I woke up still wondering about the story, thinking about storks and the way they function as a euphemism for the horror of birth, thinking about how the stork is the adult version of Santa—a benign, generous creature that delivers exactly what humans most want, a magical entity that serves people—and how Lumans’s birdmen are the opposite of that.

I also thought about the millions of birds that break their heads on our windows, get covered in our gulf-spilled oil, and electrocute themselves on our wires. So then I thought, well, maybe people deserve for their babies to be taken away by birdmen. Look what we do to the birds. But then I remembered that the birdmen were part human, and that seemed to mean something else.

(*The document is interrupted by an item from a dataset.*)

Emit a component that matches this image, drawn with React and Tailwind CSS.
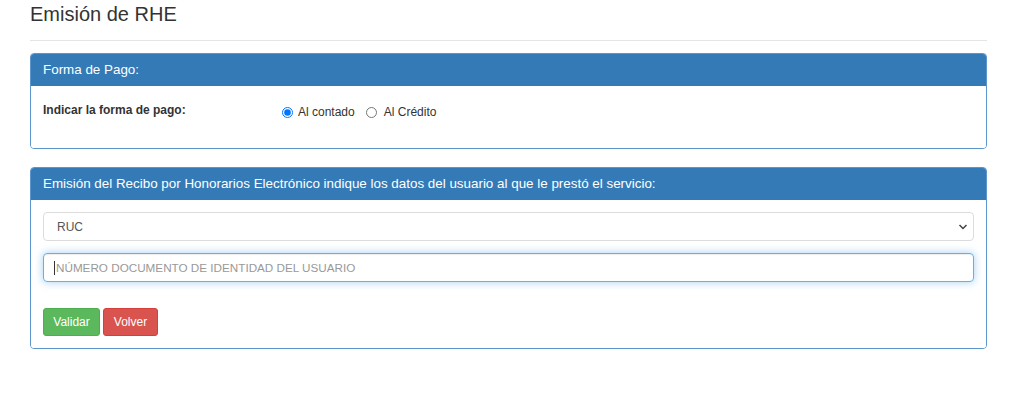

So I wondered why the birdmen built their wall out of babies. Why was this the ultimate defense? Was it a statement about innocence and experience? Power and helplessness? Avarice and value? And what about the townspeople’s behavior—handing over their children to the Birdman Defense Fund? Why nurture a baby only to give it up to die? The cogs and wheels in my head jammed up. The appropriate theoretical algorithm yielded no neat, tidy results. And as in all magical realism worth its weight in babies, this story was doing what it’s supposed to do—tossing out something strange in order to problematize our responses. I love this story for gumming up my insides and monopolizing my attention for a week. Well, maybe more than a week since I am thinking and writing about it still. And I imagine that all my life a wall made out of babies and the image of birdmen with children in their beaks will revisit me for a fun reunion. How many stories can say that?